The data ecosystem has changed drastically over the last six years, and we've witnessed the rise and fall of several different technologies. However, one constant remains the same: the cloud data warehouse.

Thanks to platforms like Snowflake and Google BigQuery, it's never been easier to consolidate all of your data into a centralized platform to tackle your analytics use cases. The problem is your data warehouse is only accessible to your technical users who know how to write SQL, so the platform you purchased to eliminate data silos has inevitably become a data silo. This is precisely why Reverse ETL is so important.

What Is Reverse ETL?

When data teams say ETL, they're usually referring to replicating data from a data source to a data warehouse – either through a custom pipeline they've built in-house or through a tool like Fivetran.
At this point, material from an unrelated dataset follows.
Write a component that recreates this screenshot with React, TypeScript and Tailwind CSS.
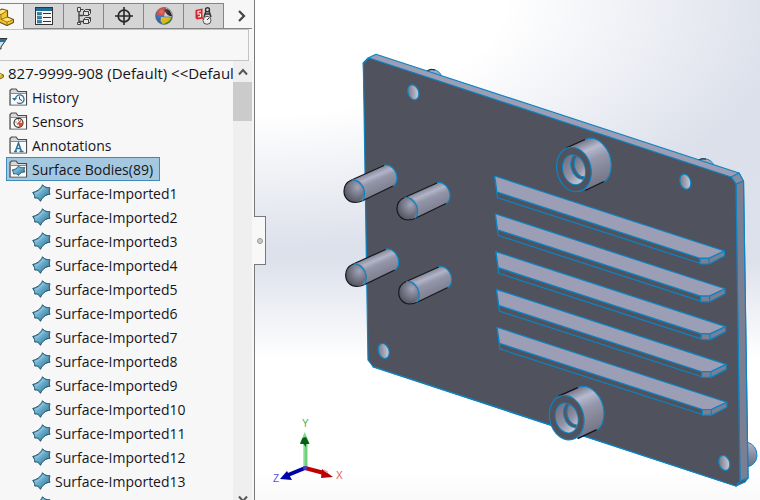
import React from "react";

const BLUE = "#0b84c4";

function SurfaceIcon() {
  return (
    <svg viewBox="0 0 19 18" className="h-[18px] w-[19px] shrink-0" aria-hidden="true">
      <path d="M0.700 8.500C4.500 7.500 8.500 5.500 10.500 0.800C12.500 3.200 15 4 18 3.800C17 6 17 8 18 10.200C14 10.500 10.500 13 8.500 17.300C7 14.500 5 13.500 2.700 14C3 12 2.200 10.500 0.700 8.500Z" fill="url(#surf)" stroke="#1b4e68" strokeWidth="1" strokeLinejoin="round" />
      <path d="M2.500 9.500C6 9 9.500 6.500 11.200 3" stroke="#9ad0e6" strokeWidth="0.800" fill="none" />
    </svg>
  );
}

function FolderIcon({ kind }: { kind: string }) {
  return (
    <svg viewBox="0 0 19 18" className="h-[18px] w-[19px] shrink-0" aria-hidden="true">
      <path d="M1 17V2.500L2.500 1H7L9 3.500H17.500V17Z" fill="#d9d9d9" stroke="#4a4a4a" strokeWidth="1.200" />
      <rect x="2" y="6" width="15" height="10.500" fill="#fafafa" />
      <path d="M1.500 5.500H17" stroke="#777" strokeWidth="0.800" />
      {kind === "history" && (
        <g fill="none" stroke="#2a7397" strokeWidth="1.300">
          <path d="M6.500 10.500A4.300 4.300 0 1 1 8 14.500" />
          <path d="M3 10H8L5.500 13Z" fill="#2a7397" stroke="none" />
          <path d="M10.500 8.500V11.200L13 12.500" stroke="#444" strokeWidth="1" />
        </g>
      )}
      {kind === "sensors" && (
        <g>
          <circle cx="9.500" cy="10.800" r="4.500" fill="#fff" stroke="#333" strokeWidth="1.200" />
          <path d="M9.500 10.800H14A4.500 4.500 0 0 1 10 15Z" fill="#e04a24" />
          <path d="M8 12.500L12 8.500" stroke="#e04a24" strokeWidth="1.400" />
          <path d="M6.500 10H7.500M9.500 7.500V8.500" stroke="#333" />
        </g>
      )}
      {kind === "annotations" && (
        <path d="M5 15.500H8M10.500 15.500H14.500M6.300 15.500L9.500 7L12.500 15.500M7.500 12.500H11.500" fill="none" stroke="#28749a" strokeWidth="1.500" />
      )}
      {kind === "surface" && (
        <path d="M3 10C6 9.500 8 8.500 9.500 6C11 7.500 13 8 15.800 7.500C15 9 15 10.500 15.800 12C13 12 11 13 9.500 15.500C8 14 7 13.500 4.500 14C4.500 12.500 4.200 11.500 3 10Z" fill="url(#surf)" stroke="#1b4e68" strokeWidth="0.800" />
      )}
    </svg>
  );
}

function PartIcon({ className }: { className: string }) {
  return (
    <svg viewBox="0 0 20 18" className={className} aria-hidden="true">
      <path d="M1 5L8 1L13.500 2.500V9L19.500 11.500V14.500L13 17.500L1 12Z" fill="#f2c632" stroke="#6f5410" strokeWidth="1.200" strokeLinejoin="round" />
      <path d="M1 5L7 6.500L13.500 2.500M7 6.500V11.500L13 14L19.500 11.500M13 14V17.500M7 11.500L13.500 9" fill="none" stroke="#8b6b14" strokeWidth="0.900" />
      <path d="M2.500 4.800L8 1.800L12 2.700L7 5.700ZM8.500 11.500L13.500 9.700L18 11.500L13 13.400Z" fill="#ffe680" />
    </svg>
  );
}

const tabs = [
  {
    label: "Property manager",
    icon: (
      <svg viewBox="0 0 18 18" className="size-[18px]">
        <rect x="0.500" y="0.500" width="17" height="17" fill="#f8f8f8" stroke="#333" />
        <rect x="1" y="1" width="16" height="3" fill="#1f6f9b" />
        <g fill="#2f86b0" stroke="#174d69" strokeWidth="0.500">
          <rect x="2.500" y="5.500" width="4" height="2.500" /><rect x="2.500" y="9.500" width="4" height="2.500" /><rect x="2.500" y="13.500" width="4" height="2.500" />
        </g>
        <path d="M8 6.500H16M8 10.500H16M8 14.500H16" stroke="#333" />
      </svg>
    ),
  },
  {
    label: "Configuration manager",
    icon: (
      <svg viewBox="0 0 18 18" className="size-[18px]" fill="#e4e4e4" stroke="#444">
        <path d="M4 4.500V17M4 8.500H8M4 14.500H8" fill="none" strokeWidth="1.400" />
        <path d="M2.500 0.500H5.500V4.500H2.500ZM2.500 15.500H5.500V17.500H2.500Z" />
        <path d="M8.500 4.500L10.500 2.500H15.500V6.500L13.500 8.500H8.500Z" />
        <path d="M8.500 12.500L10.500 10.500H15.500V14.500L13.500 16.500H8.500Z" />
        <path d="M5.500 2.500H8.500M8.500 4.500H13.500V8.500M13.500 4.500L15.500 2.500M8.500 12.500H13.500V16.500M13.500 12.500L15.500 10.500" fill="none" />
      </svg>
    ),
  },
  {
    label: "Dimension expert",
    icon: (
      <svg viewBox="0 0 18 18" className="size-[18px]" fill="none" stroke="#292929">
        <circle cx="9" cy="9" r="5.800" strokeWidth="1.700" />
        <path d="M9 0V18M0 9H18" strokeWidth="1.600" />
      </svg>
    ),
  },
  {
    label: "Display manager",
    icon: (
      <svg viewBox="0 0 18 18" className="size-[18px]">
        <circle cx="9" cy="9" r="8.500" fill="#2f6fc4" />
        <path d="M9 9.500L0.800 7A8.500 8.500 0 0 1 11 0.800Z" fill="#e03020" />
        <path d="M9 9.500L17.400 10A8.500 8.500 0 0 1 9 17.500Z" fill="#2fa344" />
        <path d="M6 10L16.500 10.500L14 14L8 17.400L5.500 14Z" fill="#f8d020" />
        <path d="M9 9.500L11 0.800A8.500 8.500 0 0 1 17.500 10Z" fill="#e2dfe2" />
        <path d="M9 3Q12 0.500 15 4L17.300 9.500Q12 9 9 3Z" fill="#351f22" />
        <circle cx="9" cy="9" r="8.500" fill="url(#shine)" stroke="#666" strokeWidth="0.500" />
      </svg>
    ),
  },
  {
    label: "CAM tools",
    icon: (
      <svg viewBox="0 0 18 18" className="size-[18px]" fill="none">
        <path d="M0.500 3L7.500 1.500V11.500L2 12.500L0.500 11Z" fill="#d9222a" />
        <path d="M6 4L3 4.500V7H5.500V9.500L3 10" stroke="#fff" strokeWidth="1.100" />
        <path d="M9 10L11 4M16 10L14 4M10.500 7H14.500" stroke="#333" strokeWidth="1.500" />
        <circle cx="12.500" cy="2.700" r="2" fill="#ddd" stroke="#333" strokeWidth="1.400" />
        <circle cx="12" cy="13.300" r="4" fill="#eee" stroke="#555" /><path d="M12 13L14 11" stroke="#333" /><path d="M7 10.500L9 12.500" stroke="#d9222a" strokeWidth="1.500" />
      </svg>
    ),
  },
];

const folders = [
  { name: "History", kind: "history" },
  { name: "Sensors", kind: "sensors" },
  { name: "Annotations", kind: "annotations" },
  { name: "Surface Bodies(89)", kind: "surface" },
];

function FeaturePanel() {
  return (
    <aside className="flex h-full w-[255px] shrink-0 flex-col border-r border-[#77797c] bg-[#f7f7f7]">
      <div className="flex h-[29px] shrink-0 items-stretch pt-[3px]" role="tablist">
        <button aria-label="Feature tree" className="flex w-[23px] shrink-0 items-center overflow-hidden border-t border-[#858585]">
          <PartIcon className="-ml-1.5 h-[18px] w-5 shrink-0" />
        </button>
        {tabs.map((t) => (
          <button key={t.label} aria-label={t.label} className="flex w-10 shrink-0 items-center justify-center border border-r-0 border-[#858585] bg-[#d5d5d5]">
            {t.icon}
          </button>
        ))}
        <div className="mr-0.5 flex flex-1 border-b border-l border-[#858585]">
          <button aria-label="More tabs" className="flex flex-1 items-center justify-center pl-2">
            <svg viewBox="0 0 8 12" className="h-3 w-2" fill="none" stroke="#444" strokeWidth="2.200"><path d="M1 1L6 6L1 11" /></svg>
          </button>
        </div>
      </div>
      <div className="mr-[5px] flex h-8 shrink-0 items-start border border-l-0 border-[#c4c4c4] pt-2">
        <button aria-label="Filter tree" className="w-2">
          <svg viewBox="0 0 8 12" className="h-3 w-2"><path d="M-1 0.500H7L1 9V11H-1Z" fill="#cfe3ec" stroke="#333" /><path d="M0 1H6.500L5 4H0Z" fill="#24709b" /></svg>
        </button>
      </div>
      <div className="flex min-h-0 flex-1">
        <ul className="min-w-0 flex-1 overflow-hidden text-sm leading-6">
          <li className="flex h-6 items-center gap-1 text-[15px] whitespace-nowrap">
            <span className="flex w-1 shrink-0 justify-end overflow-hidden"><PartIcon className="h-3.5 w-4 shrink-0" /></span>
            827-9999-908 (Default) &lt;&lt;Defaul
          </li>
          {folders.map((f) => (
            <li key={f.name} className="flex h-6 pl-1.5">
              <span className={f.kind === "surface" ? "flex items-center gap-1 border border-[#3f8ab8] bg-[#a5c8e1] pr-1.5 pl-0.5" : "flex items-center gap-1 border border-transparent pl-0.5"}>
                <FolderIcon kind={f.kind} />
                <span className="pt-0.5">{f.name}</span>
              </span>
            </li>
          ))}
          {Array.from({ length: 14 }, (_, i) => (
            <li key={i} className="flex h-6 items-center gap-1 pl-8">
              <SurfaceIcon />
              <span className="pt-0.5">Surface-Imported{i + 1}</span>
            </li>
          ))}
        </ul>
        <div className="mr-0.5 flex w-[19px] shrink-0 flex-col bg-[#efefef]">
          <button aria-label="Scroll up" className="flex h-[21px] items-center justify-center">
            <svg viewBox="0 0 10 8" className="h-2 w-2.5" fill="none" stroke="#555" strokeWidth="2"><path d="M1 6.500L5 2L9 6.500" /></svg>
          </button>
          <div className="h-[39px] bg-[#cbcbcb]" />
          <button aria-label="Scroll down" className="mt-auto flex h-[7px] justify-center overflow-hidden">
            <svg viewBox="0 0 10 8" className="mt-0.5 h-2 w-2.5 shrink-0" fill="none" stroke="#555" strokeWidth="2"><path d="M1 1.500L5 6L9 1.500" /></svg>
          </button>
        </div>
      </div>
    </aside>
  );
}

function Pin({ x, y }: { x: number; y: number }) {
  return (
    <g transform={`translate(${x} ${y})`} fill="none">
      <path d="M351.500 180L384 165.500C391 163 397 171 397 178C397 183 395 185 393 186L363 200.500C356 204 344 200 344 191C344 185 347 182 351.500 180Z" fill="url(#pin)" />
      <ellipse cx="354.300" cy="191" rx="10.300" ry="11.300" fill="url(#ball)" />
      <path d="M384 165.500L351.500 180C347 182 344 186 344 191C344 198 349 202.500 355 202.500Q359 202.500 363 200.500L393 186" stroke="#15171c" strokeWidth="1.200" />
      <path d="M384 165.300C390 163 397 171 397 178Q397 184 393 186M351.500 180C358 179 364.500 187 364.500 193Q364.500 199 362 201" stroke={BLUE} strokeWidth="1.200" />
    </g>
  );
}

function Boss({ x, y }: { x: number; y: number }) {
  return (
    <g transform={`translate(${x} ${y})`}>
      <path d="M566 148L585 139.500C597 134 611 148 611.300 165Q611 178 604 182L585 190.500Z" fill="url(#boss)" />
      <path d="M585 139.500C597 134 611 148 611.300 165Q611 178 604 182" fill="none" stroke={BLUE} strokeWidth="1.200" />
      <path d="M566 148L585 139.500M585 190.500L604 181.500" stroke="#111319" strokeWidth="1.300" />
      <ellipse cx="574" cy="169.500" rx="17" ry="22.500" transform="rotate(-14 574 169.500)" fill="#50525d" stroke={BLUE} strokeWidth="1.200" />
      <ellipse cx="574" cy="169.700" rx="11.200" ry="15.200" transform="rotate(-14 574 169.700)" fill="url(#bore)" stroke={BLUE} />
      <g clipPath="url(#boreClip)" fill="none">
        <ellipse cx="581" cy="166" rx="10" ry="13.500" transform="rotate(-14 581 166)" fill="#555762" stroke={BLUE} />
        <ellipse cx="582.500" cy="165.500" rx="8" ry="11.500" transform="rotate(-14 582.500 165.500)" fill="url(#bore)" stroke={BLUE} />
      </g>
    </g>
  );
}

function Model() {
  const slots = [0, 1, 2, 3, 4];
  const holes = [[413.3, 92.3], [685.3, 181.7], [383.7, 351], [724.3, 463]];
  return (
    <svg viewBox="255 0 505 500" preserveAspectRatio="xMinYMin meet" className="h-full w-full" role="img" aria-label="Imported plate model">
      <defs>
        <linearGradient id="surf" x1="0" y1="0" x2="1" y2="1"><stop offset="0" stopColor="#286f93" /><stop offset="0.400" stopColor="#76b8d5" /><stop offset="1" stopColor="#1c6388" /></linearGradient>
        <radialGradient id="shine" cx="0.350" cy="0.250" r="0.700"><stop offset="0" stopColor="#fff" stopOpacity="0.300" /><stop offset="1" stopColor="#000" stopOpacity="0.120" /></radialGradient>
        <linearGradient id="pin" gradientUnits="userSpaceOnUse" x1="368" y1="172" x2="378" y2="195"><stop offset="0" stopColor="#7e8092" /><stop offset="0.250" stopColor="#b2b4c8" /><stop offset="0.450" stopColor="#9395a8" /><stop offset="1" stopColor="#7b7d8e" /></linearGradient>
        <linearGradient id="bump" x1="0" y1="0" x2="0" y2="1"><stop offset="0" stopColor="#b4b6ca" /><stop offset="0.500" stopColor="#8c8ea1" /><stop offset="1" stopColor="#6c6e7e" /></linearGradient>
        <radialGradient id="ball" cx="0.650" cy="0.330" r="0.750"><stop offset="0" stopColor="#a2a4b8" /><stop offset="0.500" stopColor="#777989" /><stop offset="1" stopColor="#4d4f5a" /></radialGradient>
        <linearGradient id="boss" gradientUnits="userSpaceOnUse" x1="580" y1="142" x2="599" y2="185"><stop offset="0" stopColor="#767889" /><stop offset="0.220" stopColor="#b7b9cf" /><stop offset="0.450" stopColor="#9597aa" /><stop offset="1" stopColor="#737586" /></linearGradient>
        <linearGradient id="bore" x1="0.200" y1="0" x2="0.700" y2="1"><stop offset="0" stopColor="#6d6f7f" /><stop offset="0.550" stopColor="#9193a6" /><stop offset="1" stopColor="#d0d1dc" /></linearGradient>
        <linearGradient id="hole" x1="0" y1="0.300" x2="1" y2="0.700"><stop offset="0" stopColor="#737585" /><stop offset="1" stopColor="#d0d1de" /></linearGradient>
        <clipPath id="boreClip"><ellipse cx="574" cy="169.700" rx="10.700" ry="14.700" transform="rotate(-14 574 169.700)" /></clipPath>
      </defs>
      <path d="M426 72Q428 69 434 69.500Q440 71 442 77ZM697 161Q700 158 706 159Q712 160 714 166Z" fill="#a4a6b9" stroke={BLUE} />
      <path d="M427 71Q431 68 435 70M698 160Q702 158 706 159" fill="none" stroke="#202228" />
      <path d="M747 442Q757 445 757 456Q756 465 747 467Z" fill="url(#bump)" stroke={BLUE} />
      <g stroke={BLUE} strokeWidth="1.200" strokeLinejoin="round">
        <path d="M363.300 63L368 58L376 54.300L739 173L743.500 182L748 478L736 486L373 367Z" fill="#9b9eb5" />
        <path d="M736 184L743.500 181L748 478L740 482Z" fill="#7c7e92" />
        <path d="M731 177L739 173L743.500 181L736 184Z" fill="#898ba0" />
        <path d="M736 486L740 481L748 478L745 482Z" fill="#52545f" />
        <path d="M363.300 63L369 58L731 177L736 184L740 481.500L736 486L373 366.500L368 360Z" fill="#50525d" />
      </g>
      {slots.map((i) => (
        <g key={i} transform={`translate(${i * 0.6} ${i * 37.8})`} stroke={BLUE} strokeWidth="1.200" strokeLinejoin="round">
          <path d="M494.700 176L497.500 197.700L700 263.300V258L497 192" fill="#50525d" />
          <path d="M494.700 176L724.500 251L709 258.300H700L497 192Z" fill="#9b9eb5" />
          <path d="M700 258.300H709V264H700ZM709 258.300L724.500 251V256L709 264Z" fill="#7c7e91" />
        </g>
      ))}
      {holes.map(([x, y]) => (
        <ellipse key={x} cx={x} cy={y} rx="5.300" ry="7.700" transform={`rotate(-18 ${x} ${y})`} fill="url(#hole)" stroke={BLUE} strokeWidth="1.200" />
      ))}
      <Pin x={0} y={0} />
      <Pin x={53} y={17.5} />
      <Pin x={1.7} y={84} />
      <Pin x={54.7} y={101.5} />
      <Boss x={0} y={0} />
      <Boss x={-7.3} y={248.2} />
      <g>
        <path d="M305.500 468V442" stroke="#6fd07c" strokeWidth="4" /><path d="M304 468V444" stroke="#a9e8b0" strokeWidth="1" />
        <path d="M304.700 432L309.500 443H300Z" fill="#7ddb87" /><path d="M302.500 438L306 437L309.500 444H306V447L303.500 444H300Z" fill="#0a5a1a" />
        <path d="M305 468L324 473" stroke="#c00000" strokeWidth="4" /><path d="M322 469L333 477L321 478Z" fill="#b80000" /><path d="M324 470L328 472.500" stroke="#efa9a9" strokeWidth="2" />
        <path d="M305 468L288 475" stroke="#0000a8" strokeWidth="4" /><path d="M287 471L280 479L292 480Z" fill="#0000a8" />
        <circle cx="305" cy="468" r="2" fill="#3344dd" />
      </g>
      <g className="font-['Liberation_Sans',sans-serif] text-[10px]">
        <text x="302" y="427" fill="#4dab58">Y</text>
        <text x="336" y="479" fill="#f05555">X</text>
        <text x="273" y="482" fill="#5555ee">Z</text>
      </g>
    </svg>
  );
}

export default function App() {
  return (
    <div className="flex h-screen min-h-0 overflow-hidden bg-white font-['Open_Sans','Noto_Sans',sans-serif] text-sm text-[#16161a]">
      <FeaturePanel />
      <main className="relative min-w-0 flex-1 bg-[radial-gradient(ellipse_108%_50%_at_0%_0%,#ffffff_46%,#ffffff00_100%),linear-gradient(180deg,#dbdfea_0%,#dde1eb_52%,#ffffff_72%,#ffffff_94%,#f9f9fa_100%)]">
        <Model />
        <button aria-label="Collapse panel" className="absolute top-[216px] -left-px flex h-[49px] w-3 items-center justify-center border border-l-0 border-[#77797c] bg-[#f8f8f8]">
          <span className="size-1.5 rounded-full border border-[#999] bg-[#ccc]" />
        </button>
      </main>
    </div>
  );
}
Reverse ETL is the opposite.

Reverse ETL is the process of copying data from your central data warehouse to your operational tools, including but not limited to SaaS tools used for growth, marketing, sales, and support.

At this point, you're probably thinking:

"I've spent all of this money and time getting my data into a warehouse to serve as my single source of truth, and now you're telling me I need to take my data back out of the warehouse?"

You probably have several core metrics unique to your business that your data team has defined via a data model in your warehouse. If you're a B2B business this might include metrics like workspaces, churn rate, lead score, annual recurring revenue, etc. If you're a B2C business, this might include metrics like daily active users, customer acquisition costs, lifetime value, etc. Reverse ETL is all about syncing the data in your warehouse to your downstream business tools.

Image of data being synced to Salesforce

Data Being Synced to Salesforce

What’s the Difference Between ETL and Reverse ETL?

The traditional ETL process has been around since the 1970s, and data pipelines have essentially remained unchanged. For those unfamiliar, ETL stands for extract, transform. It's the process of automatically extracting, transforming, and loading data into your desired destination (e.g., a data warehouse or data lake).

Image of ETL Process

The ETL Process

Fully managed SaaS platforms like Fivetran have simplified this process by offering pre-built connectors to extract and load your data. And dedicated transformation tools like dbt have shifted this process to ELT, where your data is transformed after it's loaded into your warehouse. The question is: Why can't you just use conventional ETL to move data out of your warehouse?

Conventional ETL is a one-way door. You can't use ETL pipelines to read and write data out of your warehouse. Reverse ETL, as the name implies, is, in fact, "reverse, " meaning you have to write reverse SQL.

Tools like Fivetran can't move data out of your warehouse because these platforms focus on merging data and loading it into tables based on "updated_at" fields. If you make a mistake, you can just delete your table and re-ingest your data.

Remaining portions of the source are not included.